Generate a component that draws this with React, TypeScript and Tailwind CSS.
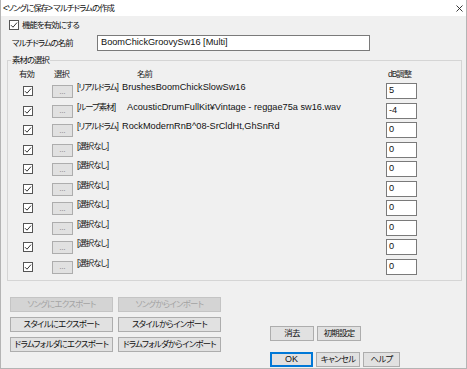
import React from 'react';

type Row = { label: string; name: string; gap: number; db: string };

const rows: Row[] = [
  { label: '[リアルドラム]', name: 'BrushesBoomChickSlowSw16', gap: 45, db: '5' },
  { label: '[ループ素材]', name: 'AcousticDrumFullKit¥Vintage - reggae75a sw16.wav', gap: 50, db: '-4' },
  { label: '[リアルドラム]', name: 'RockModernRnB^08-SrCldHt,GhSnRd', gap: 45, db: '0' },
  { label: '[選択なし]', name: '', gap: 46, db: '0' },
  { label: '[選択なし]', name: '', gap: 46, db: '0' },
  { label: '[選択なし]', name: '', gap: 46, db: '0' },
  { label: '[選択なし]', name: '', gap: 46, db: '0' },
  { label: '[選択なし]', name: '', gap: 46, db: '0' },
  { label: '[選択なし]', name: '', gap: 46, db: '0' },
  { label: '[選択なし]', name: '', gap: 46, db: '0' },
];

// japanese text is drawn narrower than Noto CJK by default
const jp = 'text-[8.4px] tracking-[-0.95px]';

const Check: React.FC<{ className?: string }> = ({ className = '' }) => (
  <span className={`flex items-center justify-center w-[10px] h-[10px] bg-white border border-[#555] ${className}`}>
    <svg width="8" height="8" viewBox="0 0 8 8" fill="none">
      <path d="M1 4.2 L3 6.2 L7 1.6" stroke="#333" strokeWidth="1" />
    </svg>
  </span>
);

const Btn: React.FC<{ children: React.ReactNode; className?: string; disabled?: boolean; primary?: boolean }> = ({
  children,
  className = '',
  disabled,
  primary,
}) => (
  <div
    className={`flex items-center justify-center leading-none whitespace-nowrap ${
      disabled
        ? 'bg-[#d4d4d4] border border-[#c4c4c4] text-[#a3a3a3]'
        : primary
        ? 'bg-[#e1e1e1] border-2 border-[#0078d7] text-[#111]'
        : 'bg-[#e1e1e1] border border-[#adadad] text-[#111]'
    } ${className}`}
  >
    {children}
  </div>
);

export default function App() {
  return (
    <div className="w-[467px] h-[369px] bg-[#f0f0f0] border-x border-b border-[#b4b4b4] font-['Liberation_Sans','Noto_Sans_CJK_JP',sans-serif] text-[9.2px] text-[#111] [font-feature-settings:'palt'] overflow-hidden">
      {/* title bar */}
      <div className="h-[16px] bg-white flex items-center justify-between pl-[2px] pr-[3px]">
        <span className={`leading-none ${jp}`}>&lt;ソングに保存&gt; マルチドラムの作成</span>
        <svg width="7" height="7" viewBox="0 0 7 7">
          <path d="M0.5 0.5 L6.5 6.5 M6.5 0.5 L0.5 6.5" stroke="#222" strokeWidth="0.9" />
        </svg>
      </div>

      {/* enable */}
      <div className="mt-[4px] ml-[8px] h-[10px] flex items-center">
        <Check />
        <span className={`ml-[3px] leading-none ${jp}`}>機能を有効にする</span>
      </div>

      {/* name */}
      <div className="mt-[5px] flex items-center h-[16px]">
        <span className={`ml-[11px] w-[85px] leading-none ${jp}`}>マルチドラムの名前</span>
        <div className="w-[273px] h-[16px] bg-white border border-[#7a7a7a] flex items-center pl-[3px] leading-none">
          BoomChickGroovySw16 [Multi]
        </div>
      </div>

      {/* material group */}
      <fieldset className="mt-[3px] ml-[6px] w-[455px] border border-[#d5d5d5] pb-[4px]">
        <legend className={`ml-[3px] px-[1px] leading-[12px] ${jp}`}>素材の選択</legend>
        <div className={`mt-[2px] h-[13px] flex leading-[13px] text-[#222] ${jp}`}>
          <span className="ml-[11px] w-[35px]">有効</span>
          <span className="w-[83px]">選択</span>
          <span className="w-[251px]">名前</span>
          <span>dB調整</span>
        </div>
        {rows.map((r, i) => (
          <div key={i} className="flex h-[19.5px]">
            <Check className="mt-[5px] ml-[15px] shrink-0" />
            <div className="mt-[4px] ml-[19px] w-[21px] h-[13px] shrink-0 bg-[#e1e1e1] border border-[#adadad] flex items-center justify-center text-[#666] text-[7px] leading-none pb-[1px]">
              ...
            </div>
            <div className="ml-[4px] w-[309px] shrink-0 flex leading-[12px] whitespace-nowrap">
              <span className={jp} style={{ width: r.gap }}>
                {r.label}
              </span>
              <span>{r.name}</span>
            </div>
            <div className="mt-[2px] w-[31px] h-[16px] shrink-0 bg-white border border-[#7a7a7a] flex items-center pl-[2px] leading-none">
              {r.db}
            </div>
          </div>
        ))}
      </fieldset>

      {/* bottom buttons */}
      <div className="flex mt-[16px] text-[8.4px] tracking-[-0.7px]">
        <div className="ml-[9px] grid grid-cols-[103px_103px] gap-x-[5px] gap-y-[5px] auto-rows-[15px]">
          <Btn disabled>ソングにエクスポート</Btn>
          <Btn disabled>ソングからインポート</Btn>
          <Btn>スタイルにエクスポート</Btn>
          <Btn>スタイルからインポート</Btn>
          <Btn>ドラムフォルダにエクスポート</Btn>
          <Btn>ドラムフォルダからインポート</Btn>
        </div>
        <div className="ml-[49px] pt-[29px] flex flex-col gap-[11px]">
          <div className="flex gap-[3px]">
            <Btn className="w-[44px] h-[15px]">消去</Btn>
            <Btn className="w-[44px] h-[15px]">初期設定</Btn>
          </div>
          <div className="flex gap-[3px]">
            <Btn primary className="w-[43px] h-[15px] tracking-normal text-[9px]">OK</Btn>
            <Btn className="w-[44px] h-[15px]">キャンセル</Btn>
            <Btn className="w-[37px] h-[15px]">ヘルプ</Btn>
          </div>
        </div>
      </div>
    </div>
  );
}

Objective:
Leaving out the pictures, repeat the data above exactly.

Worked answer:
Generate a component that draws this with React, TypeScript and Tailwind CSS.
import React from 'react';

type Row = { label: string; name: string; gap: number; db: string };

const rows: Row[] = [
  { label: '[リアルドラム]', name: 'BrushesBoomChickSlowSw16', gap: 45, db: '5' },
  { label: '[ループ素材]', name: 'AcousticDrumFullKit¥Vintage - reggae75a sw16.wav', gap: 50, db: '-4' },
  { label: '[リアルドラム]', name: 'RockModernRnB^08-SrCldHt,GhSnRd', gap: 45, db: '0' },
  { label: '[選択なし]', name: '', gap: 46, db: '0' },
  { label: '[選択なし]', name: '', gap: 46, db: '0' },
  { label: '[選択なし]', name: '', gap: 46, db: '0' },
  { label: '[選択なし]', name: '', gap: 46, db: '0' },
  { label: '[選択なし]', name: '', gap: 46, db: '0' },
  { label: '[選択なし]', name: '', gap: 46, db: '0' },
  { label: '[選択なし]', name: '', gap: 46, db: '0' },
];

// japanese text is drawn narrower than Noto CJK by default
const jp = 'text-[8.4px] tracking-[-0.95px]';

const Check: React.FC<{ className?: string }> = ({ className = '' }) => (
  <span className={`flex items-center justify-center w-[10px] h-[10px] bg-white border border-[#555] ${className}`}>
    <svg width="8" height="8" viewBox="0 0 8 8" fill="none">
      <path d="M1 4.2 L3 6.2 L7 1.6" stroke="#333" strokeWidth="1" />
    </svg>
  </span>
);

const Btn: React.FC<{ children: React.ReactNode; className?: string; disabled?: boolean; primary?: boolean }> = ({
  children,
  className = '',
  disabled,
  primary,
}) => (
  <div
    className={`flex items-center justify-center leading-none whitespace-nowrap ${
      disabled
        ? 'bg-[#d4d4d4] border border-[#c4c4c4] text-[#a3a3a3]'
        : primary
        ? 'bg-[#e1e1e1] border-2 border-[#0078d7] text-[#111]'
        : 'bg-[#e1e1e1] border border-[#adadad] text-[#111]'
    } ${className}`}
  >
    {children}
  </div>
);

export default function App() {
  return (
    <div className="w-[467px] h-[369px] bg-[#f0f0f0] border-x border-b border-[#b4b4b4] font-['Liberation_Sans','Noto_Sans_CJK_JP',sans-serif] text-[9.2px] text-[#111] [font-feature-settings:'palt'] overflow-hidden">
      {/* title bar */}
      <div className="h-[16px] bg-white flex items-center justify-between pl-[2px] pr-[3px]">
        <span className={`leading-none ${jp}`}>&lt;ソングに保存&gt; マルチドラムの作成</span>
        <svg width="7" height="7" viewBox="0 0 7 7">
          <path d="M0.5 0.5 L6.5 6.5 M6.5 0.5 L0.5 6.5" stroke="#222" strokeWidth="0.9" />
        </svg>
      </div>

      {/* enable */}
      <div className="mt-[4px] ml-[8px] h-[10px] flex items-center">
        <Check />
        <span className={`ml-[3px] leading-none ${jp}`}>機能を有効にする</span>
      </div>

      {/* name */}
      <div className="mt-[5px] flex items-center h-[16px]">
        <span className={`ml-[11px] w-[85px] leading-none ${jp}`}>マルチドラムの名前</span>
        <div className="w-[273px] h-[16px] bg-white border border-[#7a7a7a] flex items-center pl-[3px] leading-none">
          BoomChickGroovySw16 [Multi]
        </div>
      </div>

      {/* material group */}
      <fieldset className="mt-[3px] ml-[6px] w-[455px] border border-[#d5d5d5] pb-[4px]">
        <legend className={`ml-[3px] px-[1px] leading-[12px] ${jp}`}>素材の選択</legend>
        <div className={`mt-[2px] h-[13px] flex leading-[13px] text-[#222] ${jp}`}>
          <span className="ml-[11px] w-[35px]">有効</span>
          <span className="w-[83px]">選択</span>
          <span className="w-[251px]">名前</span>
          <span>dB調整</span>
        </div>
        {rows.map((r, i) => (
          <div key={i} className="flex h-[19.5px]">
            <Check className="mt-[5px] ml-[15px] shrink-0" />
            <div className="mt-[4px] ml-[19px] w-[21px] h-[13px] shrink-0 bg-[#e1e1e1] border border-[#adadad] flex items-center justify-center text-[#666] text-[7px] leading-none pb-[1px]">
              ...
            </div>
            <div className="ml-[4px] w-[309px] shrink-0 flex leading-[12px] whitespace-nowrap">
              <span className={jp} style={{ width: r.gap }}>
                {r.label}
              </span>
              <span>{r.name}</span>
            </div>
            <div className="mt-[2px] w-[31px] h-[16px] shrink-0 bg-white border border-[#7a7a7a] flex items-center pl-[2px] leading-none">
              {r.db}
            </div>
          </div>
        ))}
      </fieldset>

      {/* bottom buttons */}
      <div className="flex mt-[16px] text-[8.4px] tracking-[-0.7px]">
        <div className="ml-[9px] grid grid-cols-[103px_103px] gap-x-[5px] gap-y-[5px] auto-rows-[15px]">
          <Btn disabled>ソングにエクスポート</Btn>
          <Btn disabled>ソングからインポート</Btn>
          <Btn>スタイルにエクスポート</Btn>
          <Btn>スタイルからインポート</Btn>
          <Btn>ドラムフォルダにエクスポート</Btn>
          <Btn>ドラムフォルダからインポート</Btn>
        </div>
        <div className="ml-[49px] pt-[29px] flex flex-col gap-[11px]">
          <div className="flex gap-[3px]">
            <Btn className="w-[44px] h-[15px]">消去</Btn>
            <Btn className="w-[44px] h-[15px]">初期設定</Btn>
          </div>
          <div className="flex gap-[3px]">
            <Btn primary className="w-[43px] h-[15px] tracking-normal text-[9px]">OK</Btn>
            <Btn className="w-[44px] h-[15px]">キャンセル</Btn>
            <Btn className="w-[37px] h-[15px]">ヘルプ</Btn>
          </div>
        </div>
      </div>
    </div>
  );
}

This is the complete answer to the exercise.